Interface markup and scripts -
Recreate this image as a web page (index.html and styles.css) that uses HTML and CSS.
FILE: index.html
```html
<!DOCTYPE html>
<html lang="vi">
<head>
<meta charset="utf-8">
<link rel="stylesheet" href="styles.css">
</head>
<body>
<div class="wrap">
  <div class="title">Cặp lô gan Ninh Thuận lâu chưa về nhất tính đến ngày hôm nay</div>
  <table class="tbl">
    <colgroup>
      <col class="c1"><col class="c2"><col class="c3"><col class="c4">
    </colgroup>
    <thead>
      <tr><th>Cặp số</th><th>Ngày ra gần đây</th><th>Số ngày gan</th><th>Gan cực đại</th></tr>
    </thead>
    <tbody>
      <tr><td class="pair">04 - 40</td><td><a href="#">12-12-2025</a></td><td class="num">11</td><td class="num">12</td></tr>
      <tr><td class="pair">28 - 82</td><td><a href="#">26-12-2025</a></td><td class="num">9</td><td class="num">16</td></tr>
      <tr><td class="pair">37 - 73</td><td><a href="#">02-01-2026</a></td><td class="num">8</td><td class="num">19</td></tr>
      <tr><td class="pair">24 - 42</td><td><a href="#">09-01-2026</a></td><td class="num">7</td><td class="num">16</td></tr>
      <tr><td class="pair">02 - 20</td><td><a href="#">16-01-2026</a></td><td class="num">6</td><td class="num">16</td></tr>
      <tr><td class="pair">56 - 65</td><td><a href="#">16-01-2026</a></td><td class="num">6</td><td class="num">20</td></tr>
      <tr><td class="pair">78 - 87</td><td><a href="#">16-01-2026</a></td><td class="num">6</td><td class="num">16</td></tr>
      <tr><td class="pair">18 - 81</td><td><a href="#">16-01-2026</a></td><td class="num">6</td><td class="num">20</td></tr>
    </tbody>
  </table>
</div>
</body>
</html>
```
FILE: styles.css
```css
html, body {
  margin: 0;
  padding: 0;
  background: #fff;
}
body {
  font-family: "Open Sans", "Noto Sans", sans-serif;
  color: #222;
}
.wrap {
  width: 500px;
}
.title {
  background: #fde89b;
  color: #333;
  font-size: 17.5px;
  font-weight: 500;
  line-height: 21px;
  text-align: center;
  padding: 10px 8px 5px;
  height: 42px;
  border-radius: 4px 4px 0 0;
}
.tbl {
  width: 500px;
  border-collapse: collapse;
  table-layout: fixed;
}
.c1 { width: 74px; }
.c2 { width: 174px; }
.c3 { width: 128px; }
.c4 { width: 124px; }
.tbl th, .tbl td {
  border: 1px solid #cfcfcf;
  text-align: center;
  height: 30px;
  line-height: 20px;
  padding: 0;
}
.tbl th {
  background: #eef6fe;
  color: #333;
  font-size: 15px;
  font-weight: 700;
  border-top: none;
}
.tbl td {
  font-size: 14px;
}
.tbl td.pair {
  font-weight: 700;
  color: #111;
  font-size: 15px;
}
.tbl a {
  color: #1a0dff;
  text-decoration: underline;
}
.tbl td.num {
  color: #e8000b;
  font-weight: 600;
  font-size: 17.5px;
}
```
---
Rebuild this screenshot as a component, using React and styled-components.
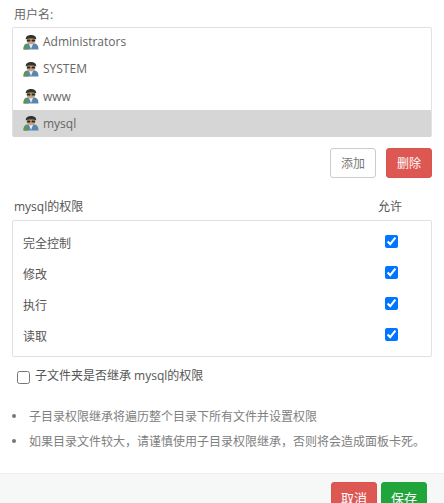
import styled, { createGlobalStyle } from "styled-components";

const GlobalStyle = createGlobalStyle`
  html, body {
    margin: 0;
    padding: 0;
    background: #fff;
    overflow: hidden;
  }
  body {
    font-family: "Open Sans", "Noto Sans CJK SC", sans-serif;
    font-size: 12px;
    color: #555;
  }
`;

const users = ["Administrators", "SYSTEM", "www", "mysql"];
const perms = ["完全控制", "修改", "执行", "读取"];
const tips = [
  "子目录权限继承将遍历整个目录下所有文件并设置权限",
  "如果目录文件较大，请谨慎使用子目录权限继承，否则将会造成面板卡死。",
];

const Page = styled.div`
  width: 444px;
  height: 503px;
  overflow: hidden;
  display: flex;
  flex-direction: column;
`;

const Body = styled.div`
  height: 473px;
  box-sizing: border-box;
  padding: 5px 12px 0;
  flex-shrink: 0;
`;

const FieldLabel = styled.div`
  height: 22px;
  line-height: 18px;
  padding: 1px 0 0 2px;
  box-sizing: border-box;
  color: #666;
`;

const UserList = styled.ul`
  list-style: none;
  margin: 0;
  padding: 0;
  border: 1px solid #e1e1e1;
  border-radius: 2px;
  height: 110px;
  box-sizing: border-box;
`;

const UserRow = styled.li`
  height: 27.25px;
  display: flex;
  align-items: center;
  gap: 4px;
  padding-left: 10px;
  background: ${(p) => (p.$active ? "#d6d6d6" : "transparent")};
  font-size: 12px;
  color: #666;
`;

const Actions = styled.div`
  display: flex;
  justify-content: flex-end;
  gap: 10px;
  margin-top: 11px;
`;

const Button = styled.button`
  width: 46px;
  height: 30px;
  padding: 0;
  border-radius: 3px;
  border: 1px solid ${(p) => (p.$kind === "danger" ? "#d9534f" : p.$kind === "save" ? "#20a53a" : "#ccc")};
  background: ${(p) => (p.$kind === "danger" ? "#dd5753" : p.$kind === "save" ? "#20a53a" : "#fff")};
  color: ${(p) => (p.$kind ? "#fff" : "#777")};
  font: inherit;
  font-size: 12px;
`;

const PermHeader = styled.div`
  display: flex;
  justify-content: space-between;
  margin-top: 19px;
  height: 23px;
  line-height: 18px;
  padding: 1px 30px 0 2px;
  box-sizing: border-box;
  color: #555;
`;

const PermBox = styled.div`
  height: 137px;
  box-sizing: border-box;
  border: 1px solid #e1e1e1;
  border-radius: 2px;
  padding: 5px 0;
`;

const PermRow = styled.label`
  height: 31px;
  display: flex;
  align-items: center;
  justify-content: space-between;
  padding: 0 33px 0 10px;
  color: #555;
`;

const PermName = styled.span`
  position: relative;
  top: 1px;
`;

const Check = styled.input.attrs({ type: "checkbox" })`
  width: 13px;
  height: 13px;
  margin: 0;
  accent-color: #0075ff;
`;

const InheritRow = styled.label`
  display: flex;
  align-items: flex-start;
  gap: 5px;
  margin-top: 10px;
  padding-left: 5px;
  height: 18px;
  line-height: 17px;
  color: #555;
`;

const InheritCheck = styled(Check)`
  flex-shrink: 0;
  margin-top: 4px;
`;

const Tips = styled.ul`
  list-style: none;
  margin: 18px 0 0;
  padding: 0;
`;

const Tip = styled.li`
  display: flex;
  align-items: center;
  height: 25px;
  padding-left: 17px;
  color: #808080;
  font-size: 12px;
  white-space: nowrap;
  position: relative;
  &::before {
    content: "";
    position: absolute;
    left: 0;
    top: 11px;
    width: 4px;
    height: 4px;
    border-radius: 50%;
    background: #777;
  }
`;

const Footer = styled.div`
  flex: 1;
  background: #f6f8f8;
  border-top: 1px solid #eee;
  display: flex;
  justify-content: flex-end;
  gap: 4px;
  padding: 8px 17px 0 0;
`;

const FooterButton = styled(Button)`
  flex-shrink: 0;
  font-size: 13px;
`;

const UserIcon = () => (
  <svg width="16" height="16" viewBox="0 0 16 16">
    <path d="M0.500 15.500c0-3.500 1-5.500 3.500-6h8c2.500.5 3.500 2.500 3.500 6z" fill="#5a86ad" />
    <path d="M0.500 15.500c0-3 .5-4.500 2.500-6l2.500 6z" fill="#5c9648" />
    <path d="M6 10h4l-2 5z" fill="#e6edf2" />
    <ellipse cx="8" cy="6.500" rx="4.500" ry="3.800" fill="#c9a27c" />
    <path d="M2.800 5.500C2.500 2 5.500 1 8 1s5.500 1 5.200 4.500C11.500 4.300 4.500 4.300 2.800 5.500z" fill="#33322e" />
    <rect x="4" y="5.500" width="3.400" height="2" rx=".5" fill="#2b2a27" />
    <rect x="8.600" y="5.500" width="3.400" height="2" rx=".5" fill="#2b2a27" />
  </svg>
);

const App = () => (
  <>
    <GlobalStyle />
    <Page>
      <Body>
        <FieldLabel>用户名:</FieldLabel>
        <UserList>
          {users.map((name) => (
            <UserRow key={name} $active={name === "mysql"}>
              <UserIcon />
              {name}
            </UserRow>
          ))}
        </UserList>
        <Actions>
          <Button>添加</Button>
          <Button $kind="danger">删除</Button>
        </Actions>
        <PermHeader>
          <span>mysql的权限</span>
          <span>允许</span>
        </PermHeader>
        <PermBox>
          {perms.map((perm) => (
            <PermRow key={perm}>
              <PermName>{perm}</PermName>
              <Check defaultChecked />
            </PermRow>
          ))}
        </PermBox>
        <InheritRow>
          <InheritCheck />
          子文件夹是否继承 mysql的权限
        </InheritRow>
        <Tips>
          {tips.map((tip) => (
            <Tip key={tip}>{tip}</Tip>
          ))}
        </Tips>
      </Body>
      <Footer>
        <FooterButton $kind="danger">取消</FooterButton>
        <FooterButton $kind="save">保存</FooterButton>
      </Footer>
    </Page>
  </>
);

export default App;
==
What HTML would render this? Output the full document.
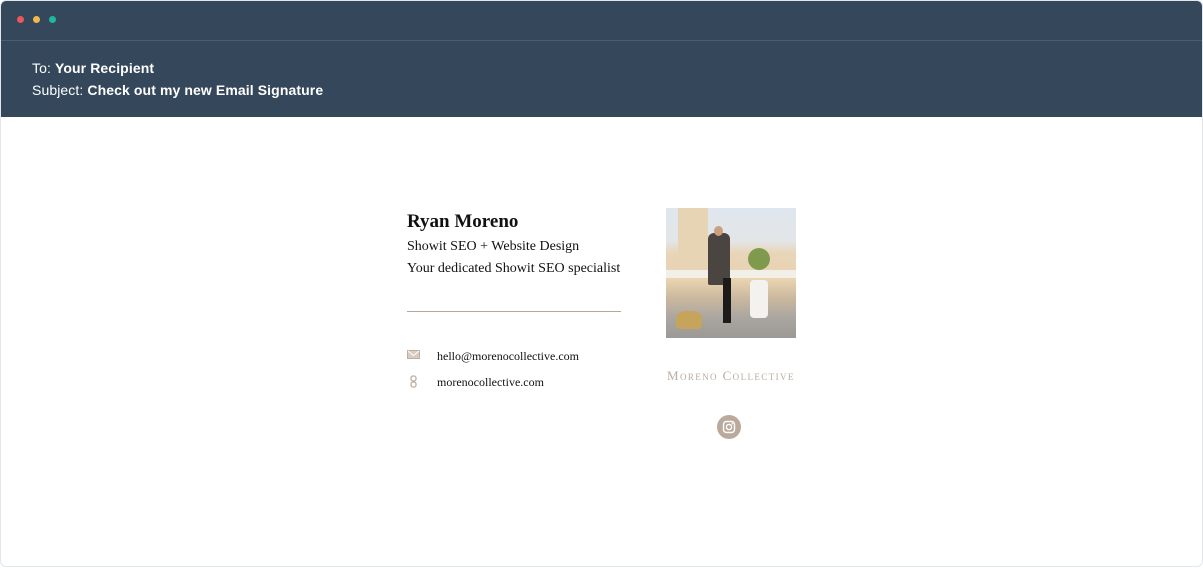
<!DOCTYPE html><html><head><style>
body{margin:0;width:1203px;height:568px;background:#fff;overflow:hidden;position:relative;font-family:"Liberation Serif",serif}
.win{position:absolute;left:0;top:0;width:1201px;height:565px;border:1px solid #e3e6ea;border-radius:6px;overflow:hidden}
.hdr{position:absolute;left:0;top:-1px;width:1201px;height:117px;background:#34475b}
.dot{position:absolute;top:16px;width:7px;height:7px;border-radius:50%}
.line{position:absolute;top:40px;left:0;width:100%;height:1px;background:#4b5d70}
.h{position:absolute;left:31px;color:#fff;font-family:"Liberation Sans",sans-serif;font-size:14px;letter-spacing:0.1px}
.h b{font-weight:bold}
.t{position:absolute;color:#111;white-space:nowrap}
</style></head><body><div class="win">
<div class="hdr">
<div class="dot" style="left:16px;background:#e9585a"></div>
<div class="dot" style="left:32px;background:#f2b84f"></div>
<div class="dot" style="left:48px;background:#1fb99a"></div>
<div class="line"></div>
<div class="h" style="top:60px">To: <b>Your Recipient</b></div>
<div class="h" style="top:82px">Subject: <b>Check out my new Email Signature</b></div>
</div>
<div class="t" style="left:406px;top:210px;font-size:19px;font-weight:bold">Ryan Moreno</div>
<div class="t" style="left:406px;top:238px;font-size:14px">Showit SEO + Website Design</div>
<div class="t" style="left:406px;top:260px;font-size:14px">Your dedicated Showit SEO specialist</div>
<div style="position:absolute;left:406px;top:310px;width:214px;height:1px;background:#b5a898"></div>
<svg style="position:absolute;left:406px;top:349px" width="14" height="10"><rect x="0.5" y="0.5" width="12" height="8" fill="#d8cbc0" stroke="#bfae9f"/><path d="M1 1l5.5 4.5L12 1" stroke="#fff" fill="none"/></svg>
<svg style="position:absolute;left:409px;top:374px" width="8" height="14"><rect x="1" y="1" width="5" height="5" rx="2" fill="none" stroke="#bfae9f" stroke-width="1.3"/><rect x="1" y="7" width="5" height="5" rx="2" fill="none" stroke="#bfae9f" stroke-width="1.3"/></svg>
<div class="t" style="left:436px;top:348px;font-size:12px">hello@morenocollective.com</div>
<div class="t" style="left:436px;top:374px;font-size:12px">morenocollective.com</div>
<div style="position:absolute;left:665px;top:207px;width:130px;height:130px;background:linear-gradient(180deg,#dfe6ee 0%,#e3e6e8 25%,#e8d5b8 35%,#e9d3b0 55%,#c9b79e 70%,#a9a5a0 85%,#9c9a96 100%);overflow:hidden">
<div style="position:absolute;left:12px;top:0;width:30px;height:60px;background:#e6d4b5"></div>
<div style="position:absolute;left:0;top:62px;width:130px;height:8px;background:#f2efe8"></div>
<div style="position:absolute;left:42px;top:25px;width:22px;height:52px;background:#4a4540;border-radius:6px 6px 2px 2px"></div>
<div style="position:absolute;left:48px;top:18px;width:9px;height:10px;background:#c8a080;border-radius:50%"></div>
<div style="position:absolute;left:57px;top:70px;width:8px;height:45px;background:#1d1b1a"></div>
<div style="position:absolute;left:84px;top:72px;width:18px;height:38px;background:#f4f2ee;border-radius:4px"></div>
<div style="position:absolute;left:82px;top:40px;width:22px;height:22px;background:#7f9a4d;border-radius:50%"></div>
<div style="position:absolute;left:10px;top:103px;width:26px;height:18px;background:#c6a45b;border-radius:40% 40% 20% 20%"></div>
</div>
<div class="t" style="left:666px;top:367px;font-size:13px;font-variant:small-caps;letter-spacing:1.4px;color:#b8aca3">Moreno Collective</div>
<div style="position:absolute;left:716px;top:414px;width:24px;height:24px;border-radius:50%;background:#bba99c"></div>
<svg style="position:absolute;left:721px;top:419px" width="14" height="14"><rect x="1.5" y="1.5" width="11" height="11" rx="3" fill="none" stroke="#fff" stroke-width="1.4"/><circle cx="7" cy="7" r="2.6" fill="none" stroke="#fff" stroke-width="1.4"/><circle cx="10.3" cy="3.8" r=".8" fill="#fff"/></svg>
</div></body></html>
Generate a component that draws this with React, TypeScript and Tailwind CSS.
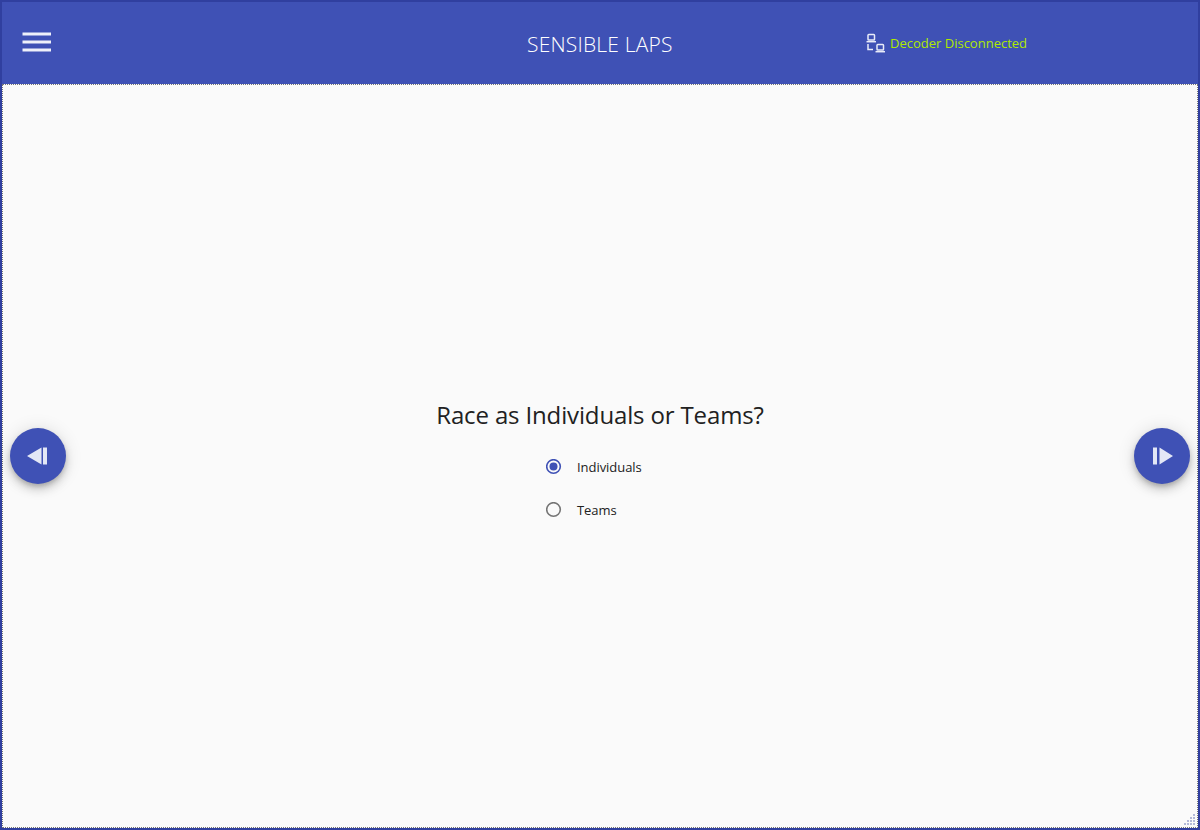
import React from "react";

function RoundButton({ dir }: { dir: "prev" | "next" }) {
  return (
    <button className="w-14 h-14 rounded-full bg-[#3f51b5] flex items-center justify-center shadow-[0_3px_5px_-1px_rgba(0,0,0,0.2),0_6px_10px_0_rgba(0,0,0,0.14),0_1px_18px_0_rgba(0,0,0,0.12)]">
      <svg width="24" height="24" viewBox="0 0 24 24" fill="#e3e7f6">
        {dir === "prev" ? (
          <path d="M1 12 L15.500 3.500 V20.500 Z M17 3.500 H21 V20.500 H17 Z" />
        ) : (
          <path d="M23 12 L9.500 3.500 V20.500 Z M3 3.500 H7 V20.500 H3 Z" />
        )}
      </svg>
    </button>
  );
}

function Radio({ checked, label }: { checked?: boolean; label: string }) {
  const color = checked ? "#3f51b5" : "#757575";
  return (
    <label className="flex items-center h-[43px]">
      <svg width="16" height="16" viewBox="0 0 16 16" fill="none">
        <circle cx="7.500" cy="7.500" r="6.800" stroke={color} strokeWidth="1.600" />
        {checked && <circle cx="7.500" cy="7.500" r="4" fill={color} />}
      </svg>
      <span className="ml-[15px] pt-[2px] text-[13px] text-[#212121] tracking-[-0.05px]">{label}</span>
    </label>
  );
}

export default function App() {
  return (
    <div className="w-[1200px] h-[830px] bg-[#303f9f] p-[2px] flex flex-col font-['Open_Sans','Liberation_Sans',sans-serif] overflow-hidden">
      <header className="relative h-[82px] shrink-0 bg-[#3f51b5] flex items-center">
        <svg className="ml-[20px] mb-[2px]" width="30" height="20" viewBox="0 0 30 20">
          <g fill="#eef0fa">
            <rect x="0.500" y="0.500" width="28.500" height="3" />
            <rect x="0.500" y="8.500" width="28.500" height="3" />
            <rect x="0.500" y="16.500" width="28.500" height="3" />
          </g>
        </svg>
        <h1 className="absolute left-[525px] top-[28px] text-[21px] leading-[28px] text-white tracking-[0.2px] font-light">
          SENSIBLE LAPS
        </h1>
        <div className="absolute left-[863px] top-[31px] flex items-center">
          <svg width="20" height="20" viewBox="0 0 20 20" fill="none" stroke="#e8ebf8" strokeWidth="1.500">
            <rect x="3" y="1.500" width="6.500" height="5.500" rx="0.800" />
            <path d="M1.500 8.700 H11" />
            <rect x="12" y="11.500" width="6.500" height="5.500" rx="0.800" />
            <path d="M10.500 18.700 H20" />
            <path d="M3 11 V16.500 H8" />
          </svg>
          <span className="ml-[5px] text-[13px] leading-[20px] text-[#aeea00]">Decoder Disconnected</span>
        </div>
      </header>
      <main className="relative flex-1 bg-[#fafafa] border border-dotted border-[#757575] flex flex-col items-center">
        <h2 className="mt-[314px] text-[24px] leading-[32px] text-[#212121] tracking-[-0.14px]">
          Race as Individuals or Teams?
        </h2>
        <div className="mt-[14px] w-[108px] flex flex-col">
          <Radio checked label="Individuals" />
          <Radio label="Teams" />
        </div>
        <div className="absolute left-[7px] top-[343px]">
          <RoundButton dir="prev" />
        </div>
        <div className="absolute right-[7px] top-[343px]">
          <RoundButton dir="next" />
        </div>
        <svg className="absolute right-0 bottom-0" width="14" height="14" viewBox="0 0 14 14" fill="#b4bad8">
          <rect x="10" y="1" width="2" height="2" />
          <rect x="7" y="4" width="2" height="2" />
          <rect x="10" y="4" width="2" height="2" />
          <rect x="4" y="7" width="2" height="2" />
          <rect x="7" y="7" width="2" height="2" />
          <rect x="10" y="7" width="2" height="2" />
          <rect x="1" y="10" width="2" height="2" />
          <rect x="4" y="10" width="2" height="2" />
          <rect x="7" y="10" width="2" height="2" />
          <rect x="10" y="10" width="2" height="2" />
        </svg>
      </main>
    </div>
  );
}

What you need to do - Leave the pictures aside and restate exactly the lines from the one containing "Generate a component" to the one containing "import React from", those two lines included.

Written response -
Generate a component that draws this with React, TypeScript and Tailwind CSS.
import React from "react";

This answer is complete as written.